2. Will the changes to landfill tax help reduce how much excess soil and material is generated during construction projects?

No. The reforms are not designed to reduce waste generation and offer no mechanisms to support this outcome. In fact:

  • There are no provisions for incentivising design-stage waste minimization or material efficiency.

  • Taxation alone does not lead to reduction – it may push materials into landfill due to confusion or permit delays, or result in non-compliance through stockpiling or illegal activity.

  • The approach appears focused on revenue collection, not sustainable construction practices or design innovation.

3. How might the reforms affect the way projects are planned and procured? Will soil and waste management need to be considered earlier in the process?

Yes, but this change will be driven by risk mitigation rather than sustainability:

  • Developers and contractors will need to factor in waste classification, permit risks, and disposal costs from the outset.

  • Procurement strategies will be shaped by the need to avoid financial and regulatory pitfalls, possibly leading to more conservative designs that avoid soil movement altogether.

  • Brownfield schemes may be excluded from consideration if soils cannot be managed affordably and predictably.

  • The increased risk profile could lead to fewer bidders or inflated pricing to offset unknowns.

4. Could the landfill tax changes discourage investment in brownfield redevelopment compared with greenfield alternatives?

Yes, unequivocally. The proposed changes create strong disincentives for brownfield reuse:

  • Brownfield sites already carry higher costs for contamination, remediation, and complex planning. The reforms add disposal and tax costs, making greenfield alternatives more attractive.

  • If reuse of surplus soils is penalized or blocked due to lack of permits, the economic case for regeneration collapses.

  • This undermines national objectives including levelling-up, urban densification, and climate targets.

  • Low awareness among housing and infrastructure stakeholders suggests the reforms were developed without proper sector engagement.

5. Are the reforms likely to lead to more sustainable approaches to waste – such as greater reuse and on-site treatment – or could they have the opposite effect?

Not as currently proposed:

  • The reforms risk shutting down low-carbon reuse options such as direct application of soils and clays for quarry restoration or development platforms.

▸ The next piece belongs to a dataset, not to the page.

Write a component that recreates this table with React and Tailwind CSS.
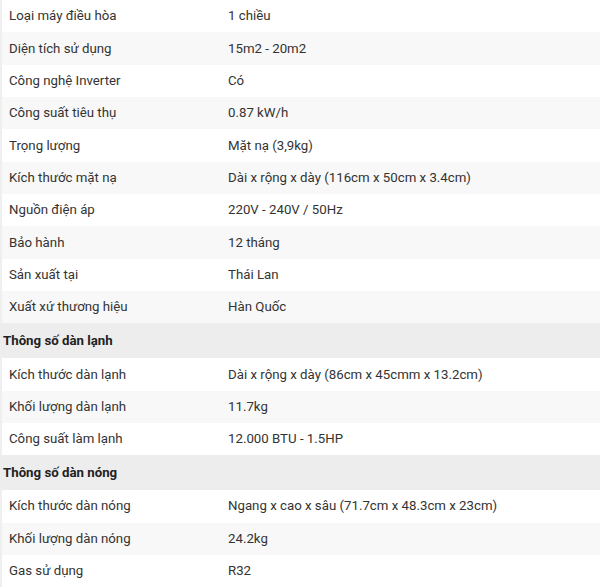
const general = [
  ['Loại máy điều hòa', '1 chiều'],
  ['Diện tích sử dụng', '15m2 - 20m2'],
  ['Công nghệ Inverter', 'Có'],
  ['Công suất tiêu thụ', '0.87 kW/h'],
  ['Trọng lượng', 'Mặt nạ (3,9kg)'],
  ['Kích thước mặt nạ', 'Dài x rộng x dày (116cm x 50cm x 3.4cm)'],
  ['Nguồn điện áp', '220V - 240V / 50Hz'],
  ['Bảo hành', '12 tháng'],
  ['Sản xuất tại', 'Thái Lan'],
  ['Xuất xứ thương hiệu', 'Hàn Quốc'],
]

const indoor = [
  ['Kích thước dàn lạnh', 'Dài x rộng x dày (86cm x 45cmm x 13.2cm)'],
  ['Khối lượng dàn lạnh', '11.7kg'],
  ['Công suất làm lạnh', '12.000 BTU - 1.5HP'],
]

const outdoor = [
  ['Kích thước dàn nóng', 'Ngang x cao x sâu (71.7cm x 48.3cm x 23cm)'],
  ['Khối lượng dàn nóng', '24.2kg'],
  ['Gas sử dụng', 'R32'],
]

function Row({ label, value, odd }) {
  return (
    <div
      className={`grid grid-cols-[219px_1fr] items-center h-[32.33px] border-l-2 border-[#efefef] ${
        odd ? 'bg-[#f8f8f8]' : 'bg-white'
      }`}
    >
      <div className="pl-[7px]">{label}</div>
      <div className="pl-[7px]">{value}</div>
    </div>
  )
}

function Section({ title }) {
  return (
    <div className="h-[35px] flex items-center bg-[#ededed] pl-[3px] font-bold text-[#222]">
      {title}
    </div>
  )
}

export default function App() {
  return (
    <div
      className="w-[600px] h-[588px] overflow-hidden bg-white text-[13.25px] text-[#333]"
      style={{ fontFamily: 'Roboto, "Liberation Sans", sans-serif' }}
    >
      {general.map(([l, v], i) => (
        <Row key={l} label={l} value={v} odd={i % 2 === 1} />
      ))}
      <Section title="Thông số dàn lạnh" />
      {indoor.map(([l, v], i) => (
        <Row key={l} label={l} value={v} odd={i % 2 === 1} />
      ))}
      <Section title="Thông số dàn nóng" />
      {outdoor.map(([l, v], i) => (
        <Row key={l} label={l} value={v} odd={i % 2 === 1} />
      ))}
    </div>
  )
}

  • Innovation will be stifled if operators fear regulatory uncertainty, rejection of permits, or disproportionate tax liabilities.

  • Enforcement capacity is not increasing in parallel with regulation, raising the risk of fly-tipping and illegal activity.

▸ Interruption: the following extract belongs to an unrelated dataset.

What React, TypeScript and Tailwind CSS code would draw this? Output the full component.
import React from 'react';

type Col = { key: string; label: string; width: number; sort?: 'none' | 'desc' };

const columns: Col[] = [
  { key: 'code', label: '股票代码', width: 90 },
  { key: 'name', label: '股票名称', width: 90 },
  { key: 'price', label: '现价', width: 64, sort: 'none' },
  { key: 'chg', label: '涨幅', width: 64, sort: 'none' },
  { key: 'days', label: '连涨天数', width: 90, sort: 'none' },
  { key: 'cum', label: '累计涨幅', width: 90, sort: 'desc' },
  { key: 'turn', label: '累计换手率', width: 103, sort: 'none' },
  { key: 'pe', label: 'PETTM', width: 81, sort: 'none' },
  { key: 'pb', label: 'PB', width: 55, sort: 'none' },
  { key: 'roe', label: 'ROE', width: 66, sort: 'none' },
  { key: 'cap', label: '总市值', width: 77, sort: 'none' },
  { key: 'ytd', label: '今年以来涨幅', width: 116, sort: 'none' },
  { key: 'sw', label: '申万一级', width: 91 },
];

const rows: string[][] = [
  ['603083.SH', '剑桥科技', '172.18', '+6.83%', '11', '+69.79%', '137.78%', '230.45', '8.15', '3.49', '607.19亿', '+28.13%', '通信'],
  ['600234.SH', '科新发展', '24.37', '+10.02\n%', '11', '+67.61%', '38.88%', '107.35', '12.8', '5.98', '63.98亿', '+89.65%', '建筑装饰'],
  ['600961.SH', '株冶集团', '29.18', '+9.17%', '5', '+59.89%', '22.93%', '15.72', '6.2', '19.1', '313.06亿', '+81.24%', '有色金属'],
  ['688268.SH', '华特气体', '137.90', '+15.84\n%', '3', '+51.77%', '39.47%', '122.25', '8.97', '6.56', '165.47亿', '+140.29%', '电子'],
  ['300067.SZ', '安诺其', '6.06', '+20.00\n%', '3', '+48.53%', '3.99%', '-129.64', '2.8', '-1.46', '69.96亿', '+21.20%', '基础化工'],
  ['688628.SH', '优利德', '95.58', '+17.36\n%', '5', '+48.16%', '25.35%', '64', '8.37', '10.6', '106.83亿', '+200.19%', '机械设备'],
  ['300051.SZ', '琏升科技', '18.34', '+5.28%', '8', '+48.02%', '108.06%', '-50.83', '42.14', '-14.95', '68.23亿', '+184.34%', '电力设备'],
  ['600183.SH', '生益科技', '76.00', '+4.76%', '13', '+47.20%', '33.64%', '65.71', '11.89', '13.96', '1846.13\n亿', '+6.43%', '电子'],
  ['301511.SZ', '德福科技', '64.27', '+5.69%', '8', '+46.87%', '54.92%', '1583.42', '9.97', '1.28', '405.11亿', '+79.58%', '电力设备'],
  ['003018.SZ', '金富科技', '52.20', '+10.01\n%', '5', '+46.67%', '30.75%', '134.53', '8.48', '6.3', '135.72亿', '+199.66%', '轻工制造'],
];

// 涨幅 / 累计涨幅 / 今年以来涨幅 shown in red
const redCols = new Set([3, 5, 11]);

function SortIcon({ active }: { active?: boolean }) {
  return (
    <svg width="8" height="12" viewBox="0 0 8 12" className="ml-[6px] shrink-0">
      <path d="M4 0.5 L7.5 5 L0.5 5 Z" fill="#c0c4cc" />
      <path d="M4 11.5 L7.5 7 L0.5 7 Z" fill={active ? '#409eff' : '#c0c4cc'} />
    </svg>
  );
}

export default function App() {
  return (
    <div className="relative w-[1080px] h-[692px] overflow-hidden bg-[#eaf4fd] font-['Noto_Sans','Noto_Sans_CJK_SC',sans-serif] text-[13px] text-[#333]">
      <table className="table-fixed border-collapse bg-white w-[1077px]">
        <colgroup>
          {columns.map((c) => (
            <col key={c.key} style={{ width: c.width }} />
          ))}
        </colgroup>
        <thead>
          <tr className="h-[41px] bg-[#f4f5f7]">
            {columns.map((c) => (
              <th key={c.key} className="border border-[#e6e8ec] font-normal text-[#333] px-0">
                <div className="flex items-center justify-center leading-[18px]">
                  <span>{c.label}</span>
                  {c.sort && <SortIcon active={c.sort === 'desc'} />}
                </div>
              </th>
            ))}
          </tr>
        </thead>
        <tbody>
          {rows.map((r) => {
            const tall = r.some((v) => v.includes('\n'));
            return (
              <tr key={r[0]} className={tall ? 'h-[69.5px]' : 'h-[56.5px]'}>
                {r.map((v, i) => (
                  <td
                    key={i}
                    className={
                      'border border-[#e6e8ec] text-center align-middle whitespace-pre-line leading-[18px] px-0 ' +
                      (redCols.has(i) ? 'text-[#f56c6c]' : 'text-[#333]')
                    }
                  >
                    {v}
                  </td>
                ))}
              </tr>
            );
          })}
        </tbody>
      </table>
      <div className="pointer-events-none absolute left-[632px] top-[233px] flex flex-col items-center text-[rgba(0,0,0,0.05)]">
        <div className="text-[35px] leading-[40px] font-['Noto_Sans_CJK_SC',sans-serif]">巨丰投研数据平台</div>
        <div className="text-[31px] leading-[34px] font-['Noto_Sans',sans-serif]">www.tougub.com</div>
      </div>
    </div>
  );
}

  • There is no funding or policy mechanism to support development of new infrastructure such as ‘soil hospitals’ or on-site treatment hubs.

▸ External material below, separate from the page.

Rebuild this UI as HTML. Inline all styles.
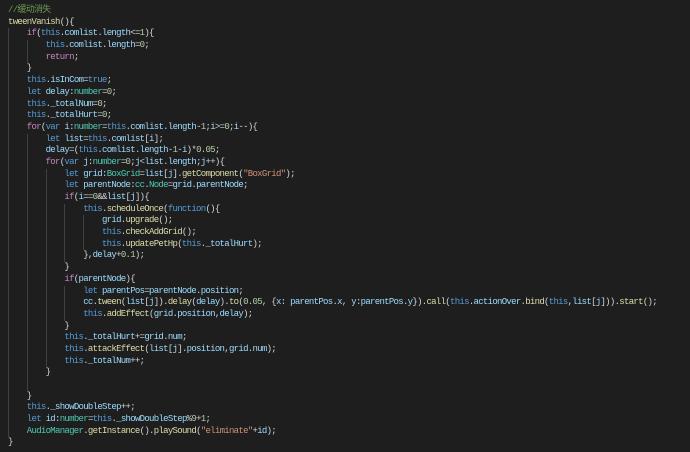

6. What steps could the Government take to make the landfill tax reforms more balanced, practical, and supportive of sustainable development goals?

The reforms could be improved by implementing the following measures:

  • Engagement and evidence.

  • Conduct and publish a formal impact assessment.

  • Facilitate meaningful collaboration with industry, including trade bodies and developers.

  • Include a second consultation round with workshops and technical discussions.

  • Permitting and classification.

  • Fix the recovery permit process and dual-tracking issue.

  • Develop hybrid recovery permits that balance compliance with feasibility.

  • Introduce grandfathering protections for existing permitted sites.

  • Standardize classification criteria to distinguish low-risk, high-volume materials.

  • Financial and operational support.

  • Preserve landfill tax exemptions for quarry and land restoration.

  • Support infrastructure development for reuse (eg earth banks, soil hospitals).

  • Shift messaging from tax and penalties to circular economy outcomes.

  • Use real-world examples (eg housing affordability) to build public understanding.

The landfill tax consultation is open until 21 July 2025 and responses can be submitted via the HM Treasury website.